Jean-Pierre Perrin, de Libération, a rappelé que Samir Kassir était "un ami et un soutien" pour tous les journalistes qui étaient de passage dans la capitale libanaise. "Beyrouth ne sera plus tout à fait la même sans lui", a-t-il ajouté.
Rappel des faits
Samir Kassir a perdu la vie le 2 juin 2005, dans l'explosion de sa voiture, garée devant son domicile dans le quartier d'Achrafieh, à l'est de Beyrouth.
Editorialiste depuis dix ans du quotidien An-Nahar ("Le Jour" en arabe, tiré à 55 000 exemplaires), écrivain et historien, Samir Kassir était également le correspondant de la chaîne francophone internationale TV5 et avait longtemps collaboré au mensuel français Le Monde diplomatique. Professeur de sciences politiques à l'université Saint-Joseph de Beyrouth, le journaliste était aussi l'un des membres fondateurs du mouvement de la Gauche démocratique (opposition) et avait participé aux protestations antisyriennes du printemps 2005.
Persécuté et menacé depuis des années pour ses positions et ses dénonciations du "régime libanais policier", Samir Kassir avait été pris à partie par des agents de la Sûreté générale en 2000. Son passeport libanais avait été saisi. Le journaliste avait ensuite déclaré qu'il était constamment suivi par les services de renseignements libano-syriens. L'ancien Premier ministre assassiné, Rafic Hariri, l'avait alors pris sous sa protection. Son dernier éditorial, publié le 27 mai 2005 et intitulé "Gaffe après gaffe", stigmatisait "la poursuite de la répression en Syrie".

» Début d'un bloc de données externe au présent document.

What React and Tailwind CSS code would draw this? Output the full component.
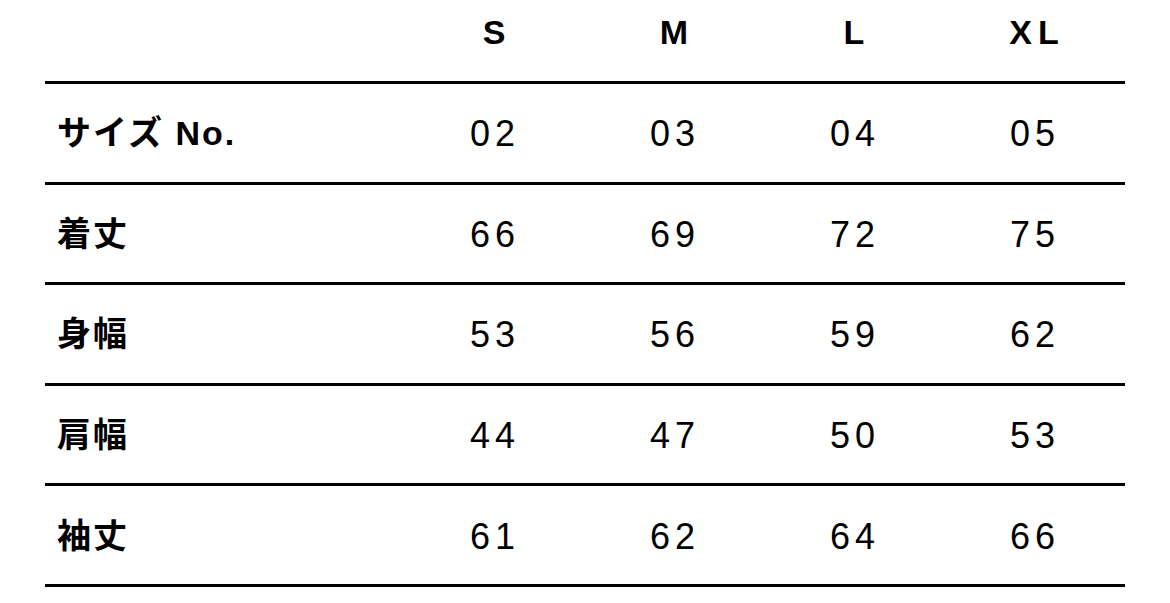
const sizes = ['S', 'M', 'L', 'XL'];

const rows = [
  { label: 'サイズ No.', values: ['02', '03', '04', '05'] },
  { label: '着丈', values: ['66', '69', '72', '75'] },
  { label: '身幅', values: ['53', '56', '59', '62'] },
  { label: '肩幅', values: ['44', '47', '50', '53'] },
  { label: '袖丈', values: ['61', '62', '64', '66'] },
];

export default function App() {
  return (
    <div
      className="min-h-screen bg-white text-black"
      style={{ fontFamily: '"Liberation Sans", "Noto Sans CJK JP", sans-serif' }}
    >
      <div className="ml-[45px] w-[1080px]">
        <div className="grid h-[84px] grid-cols-[360px_180px_180px_180px_180px] items-center pb-[16px] border-b-[3px] border-black">
          <div />
          {sizes.map((s) => (
            <div key={s} className="pl-[4px] text-center text-[34px] font-bold tracking-[6px]">
              {s}
            </div>
          ))}
        </div>
        {rows.map((row) => (
          <div
            key={row.label}
            className="grid h-[100.6px] grid-cols-[360px_180px_180px_180px_180px] items-center border-b-[3px] border-black"
          >
            <div className="pl-[12px] pt-[2px] text-[34px] font-bold tracking-[2px]">{row.label}</div>
            {row.values.map((v, i) => (
              <div key={i} className="pt-[3px] text-center text-[36px] tracking-[5px]">
                {v}
              </div>
            ))}
          </div>
        ))}
      </div>
    </div>
  );
}
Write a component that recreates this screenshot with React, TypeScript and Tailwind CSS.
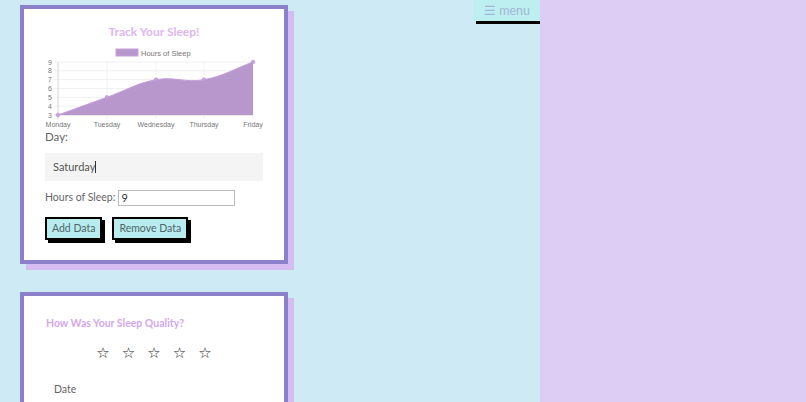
import React from 'react';

const days = ['Monday', 'Tuesday', 'Wednesday', 'Thursday', 'Friday'];
const xs = [13, 62, 111, 159, 208];
const yOf = (v: number) => 73 - (v - 3) * (53 / 6);
const hours = [3, 5, 7, 7, 9];

function SleepChart() {
  const area =
    'M13,73 C32.6,65.9 42.4,62.4 62,55.3 C81.6,48.2 90.8,41.4 111,37.7 C129.6,34.3 140.4,41.1 159,37.7 C179.2,34 188.4,27.1 208,20';
  return (
    <svg width="218" height="90" viewBox="0 0 218 90" className="block" style={{ fontFamily: '"Liberation Sans", Arial, sans-serif' }}>
      {/* legend */}
      <rect x="71" y="7" width="22" height="7" fill="#b897cc" stroke="#c6a3dc" strokeWidth="1" />
      <text x="96" y="13.5" fontSize="7.5" fill="#777">Hours of Sleep</text>

      {/* grid */}
      {[3, 4, 5, 6, 7, 8, 9].map(v => (
        <g key={v}>
          <line x1="9" x2="208" y1={yOf(v)} y2={yOf(v)} stroke="#ececec" strokeWidth="0.8" />
          <text x="7" y={yOf(v) + 2.5} fontSize="7" fill="#777" textAnchor="end">{v}</text>
        </g>
      ))}
      {xs.map(x => (
        <line key={x} x1={x} x2={x} y1="20" y2="77" stroke="#ececec" strokeWidth="0.8" />
      ))}
      <line x1="13" x2="13" y1="20" y2="77" stroke="#d6d6d6" strokeWidth="0.8" />
      <line x1="9" x2="208" y1="73" y2="73" stroke="#d6d6d6" strokeWidth="0.8" />

      {/* data */}
      <path d={`${area} L208,73 L13,73 Z`} fill="#b897cc" />
      <path d={area} fill="none" stroke="#c49fdc" strokeWidth="1" />
      {xs.map((x, i) => (
        <circle key={x} cx={x} cy={yOf(hours[i])} r="1.8" fill="#c9a3e0" stroke="#b58ed0" strokeWidth="0.6" />
      ))}

      {days.map((d, i) => (
        <text key={d} x={xs[i]} y="85" fontSize="7" fill="#777" textAnchor="middle">{d}</text>
      ))}
    </svg>
  );
}

function Card({ children, className = '' }: { children: React.ReactNode; className?: string }) {
  return (
    <div className={`w-[268px] bg-white border-4 border-[#8b80c9] shadow-[6px_6px_0_#d6bdf1] ${className}`}>
      {children}
    </div>
  );
}

export default function App() {
  return (
    <div className="flex h-[402px] overflow-hidden" style={{ fontFamily: 'Lato, "Open Sans", sans-serif' }}>
      <div className="w-[540px] bg-[#cdeaf5] flex justify-between">
        <div className="pl-5 pt-[5px] flex flex-col gap-7">
          {/* Track card */}
          <Card>
            <div className="px-[21px] pt-[15px] pb-[20px]">
              <h1 className="text-center text-[12px] font-bold text-[#e0b6ef] leading-4 mb-[2px]">Track Your Sleep!</h1>
              <SleepChart />
              <div className="text-[11.5px] text-[#666] leading-4 -mt-[3px]">Day:</div>
              <div className="mt-[8px] h-[28px] bg-[#f4f4f4] flex items-center px-2 text-[11px] text-[#555]">
                Saturday<span className="inline-block w-px h-[12px] bg-[#333]" />
              </div>
              <div className="mt-[9px] flex items-center gap-[3px] text-[10.5px] text-[#666]">
                <span>Hours of Sleep:</span>
                <div className="w-[117px] h-[16px] border border-[#bbb] flex items-center px-[2px] text-[11px] text-[#333]">9</div>
              </div>
              <div className="mt-[11px] flex gap-[10px]">
                <button className="h-[23px] px-[5px] border-2 border-black bg-[#b9ecef] text-[10.5px] text-[#4d6566] shadow-[3px_3px_0_#000]">Add Data</button>
                <button className="h-[23px] px-[5px] border-2 border-black bg-[#b9ecef] text-[10.5px] text-[#4d6566] shadow-[3px_3px_0_#000]">Remove Data</button>
              </div>
            </div>
          </Card>

          {/* Quality card */}
          <Card>
            <div className="px-[22px] pt-[19px] pb-10 h-[200px]">
              <h2 className="text-[10.5px] font-bold text-[#d3a8ec] leading-4">How Was Your Sleep Quality?</h2>
              <div className="mt-[14px] flex justify-center gap-[12px] text-[15px] text-[#222] leading-4">
                {[0, 1, 2, 3, 4].map(i => (
                  <span key={i} style={{ fontFamily: '"DejaVu Sans", sans-serif' }}>☆</span>
                ))}
              </div>
              <div className="mt-[21px] pl-2 text-[10.5px] text-[#666]">Date</div>
            </div>
          </Card>
        </div>

        <button className="self-start h-[21px] px-[11px] bg-[#bdeef0] text-[12.5px] text-[#a3b6d8] leading-[21px] shadow-[3px_3px_0_#000] -mr-px">
          ☰ menu
        </button>
      </div>
      <div className="flex-1 bg-[#ddcdf4]" />
    </div>
  );
}
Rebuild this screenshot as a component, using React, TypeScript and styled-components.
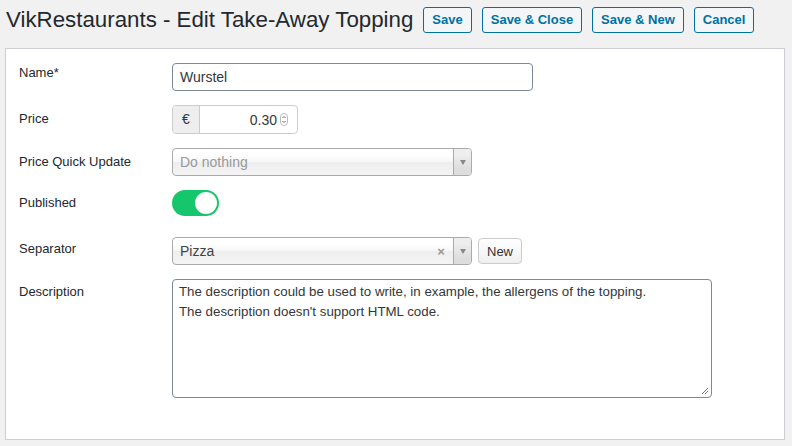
import { createGlobalStyle, styled } from "styled-components";

const GlobalStyle = createGlobalStyle`
  html, body {
    margin: 0;
    padding: 0;
    background: #f1f1f1;
    font-family: "Liberation Sans", Arial, sans-serif;
    color: #23282d;
  }
`;

const Header = styled.div`
  display: flex;
  align-items: center;
  padding: 7px 6px 0 6px;
  height: 26px;
`;

const Title = styled.h1`
  margin: 0 10px 0 0;
  font-size: 22.3px;
  font-weight: 400;
  color: #23282d;
  white-space: nowrap;
`;

const ToolButton = styled.button`
  height: 26px;
  margin-right: 10px;
  padding: 0 8px;
  border: 1px solid #0071a1;
  border-radius: 3px;
  background: #f3f5f6;
  color: #0071a1;
  font-family: inherit;
  font-size: 13px;
  font-weight: 700;
  line-height: 24px;
  white-space: nowrap;
`;

const Panel = styled.div`
  margin: 15px 7px 0 5px;
  height: 392px;
  box-sizing: border-box;
  background: #fff;
  border: 1px solid #ccd0d4;
  box-shadow: 0 1px 1px rgba(0, 0, 0, 0.04);
  padding: 14px 14px 0 13px;
`;

const Row = styled.div<{ $gap?: number }>`
  display: grid;
  grid-template-columns: 153px 1fr;
  align-items: start;
  margin-bottom: ${({ $gap }) => $gap ?? 14}px;
`;

const Label = styled.label<{ $top?: number }>`
  padding-top: ${({ $top }) => $top ?? 5}px;
  font-size: 13px;
  line-height: 18px;
  color: #23282d;
`;

const TextInput = styled.div<{ $width: number }>`
  width: ${({ $width }) => $width}px;
  height: 28px;
  box-sizing: border-box;
  border: 1px solid #7e8993;
  border-radius: 4px;
  padding: 0 7px;
  font-size: 14px;
  line-height: 27px;
  color: #32373c;
`;

const InputGroup = styled.div`
  display: flex;
  width: 126px;
  height: 29px;
  box-sizing: border-box;
  border: 1px solid #ccc;
  border-radius: 4px;
  overflow: hidden;
`;

const Addon = styled.span`
  width: 26px;
  flex-shrink: 0;
  background: #eee;
  border-right: 1px solid #ccc;
  text-align: center;
  font-size: 14px;
  line-height: 27px;
  color: #333;
`;

const NumberField = styled.div`
  flex: 1;
  display: flex;
  align-items: center;
  justify-content: flex-end;
  padding-right: 9px;
  font-size: 14px;
  color: #32373c;
  gap: 3px;
`;

const Spinner = styled.svg`
  flex-shrink: 0;
`;

const Select = styled.div<{ $placeholder?: boolean }>`
  display: flex;
  align-items: center;
  width: 300px;
  height: 28px;
  box-sizing: border-box;
  border: 1px solid #aaa;
  border-radius: 4px;
  background: linear-gradient(#fff 20%, #f6f6f6 50%, #eee 52%, #f4f4f4 100%);
  font-size: 14px;
  color: ${({ $placeholder }) => ($placeholder ? "#999" : "#444")};
`;

const SelectText = styled.span`
  flex: 1;
  padding-left: 7px;
`;

const ClearIcon = styled.span`
  width: 16px;
  font-size: 13px;
  font-weight: 700;
  color: #999;
  text-align: center;
  margin-right: 4px;
`;

const Arrow = styled.span`
  width: 17px;
  height: 100%;
  display: flex;
  align-items: center;
  justify-content: center;
  border-left: 1px solid #aaa;
  background: linear-gradient(#eee 20%, #ddd 80%);
  border-radius: 0 3px 3px 0;

  &::after {
    content: "";
    border-left: 3px solid transparent;
    border-right: 3px solid transparent;
    border-top: 5px solid #888;
  }
`;

const Inline = styled.div`
  display: flex;
  align-items: center;
  gap: 6px;
`;

const SmallButton = styled.button`
  height: 26px;
  padding: 0 8px;
  border: 1px solid #ccc;
  border-radius: 4px;
  background: linear-gradient(#fff, #efefef);
  font-family: inherit;
  font-size: 13px;
  color: #333;
`;

const Toggle = styled.span<{ $on: boolean }>`
  display: flex;
  align-items: center;
  justify-content: ${({ $on }) => ($on ? "flex-end" : "flex-start")};
  width: 47px;
  height: 26px;
  box-sizing: border-box;
  padding: 2px;
  border-radius: 13px;
  background: ${({ $on }) => ($on ? "#16c66c" : "#ccc")};

  &::after {
    content: "";
    width: 22px;
    height: 22px;
    border-radius: 50%;
    background: #fff;
  }
`;

const TextArea = styled.div`
  position: relative;
  width: 540px;
  height: 119px;
  box-sizing: border-box;
  border: 1px solid #7e8993;
  border-radius: 4px;
  padding: 2px 6px;
  font-size: 13.3px;
  line-height: 20px;
  color: #32373c;
`;

const Grip = styled.svg`
  position: absolute;
  right: 2px;
  bottom: 2px;
`;

export default function App() {
  return (
    <>
      <GlobalStyle />
      <Header>
        <Title>VikRestaurants - Edit Take-Away Topping</Title>
        <ToolButton>Save</ToolButton>
        <ToolButton>Save &amp; Close</ToolButton>
        <ToolButton>Save &amp; New</ToolButton>
        <ToolButton>Cancel</ToolButton>
      </Header>
      <Panel>
        <Row>
          <Label $top={1}>Name*</Label>
          <TextInput $width={361}>Wurstel</TextInput>
        </Row>
        <Row>
          <Label>Price</Label>
          <InputGroup>
            <Addon>€</Addon>
            <NumberField>
              0.30
              <Spinner width="8" height="13" viewBox="0 0 8 13">
                <rect x="0.5" y="0.5" width="7" height="12" rx="3.5" fill="#fff" stroke="#bbb" />
                <path d="M2.5 5 L4 3.5 L5.5 5 M2.5 8 L4 9.5 L5.5 8" fill="none" stroke="#555" strokeWidth="0.9" />
              </Spinner>
            </NumberField>
          </InputGroup>
        </Row>
        <Row $gap={14}>
          <Label>Price Quick Update</Label>
          <Select $placeholder>
            <SelectText>Do nothing</SelectText>
            <Arrow />
          </Select>
        </Row>
        <Row $gap={21}>
          <Label $top={4}>Published</Label>
          <Toggle $on />
        </Row>
        <Row $gap={14}>
          <Label $top={3}>Separator</Label>
          <Inline>
            <Select>
              <SelectText>Pizza</SelectText>
              <ClearIcon>×</ClearIcon>
              <Arrow />
            </Select>
            <SmallButton>New</SmallButton>
          </Inline>
        </Row>
        <Row>
          <Label $top={4}>Description</Label>
          <TextArea>
            The description could be used to write, in example, the allergens of the topping.
            <br />
            The description doesn't support HTML code.
            <Grip width="8" height="8" viewBox="0 0 8 8">
              <path d="M7 1 L1 7 M7 4 L4 7" stroke="#777" strokeWidth="1" />
            </Grip>
          </TextArea>
        </Row>
      </Panel>
    </>
  );
}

2005 a été une année noire pour les professionnels des médias libanais. Trois d'entre eux ont été victimes d'attentats non élucidés. Samir Kassir, éditorialiste du quotidien An-Nahar, a perdu la vie le 2 juin 2005, dans l'explosion de sa voiture. Six mois plus tard, c'est Gebrane Tuéni qui décédait dans un autre attentat. La voiture de May Chidiac, présentatrice vedette de la chaîne LBC (Lebanese Broadcasting Corporation) a explosé le 25 septembre 2005, blessant grièvement la journaliste.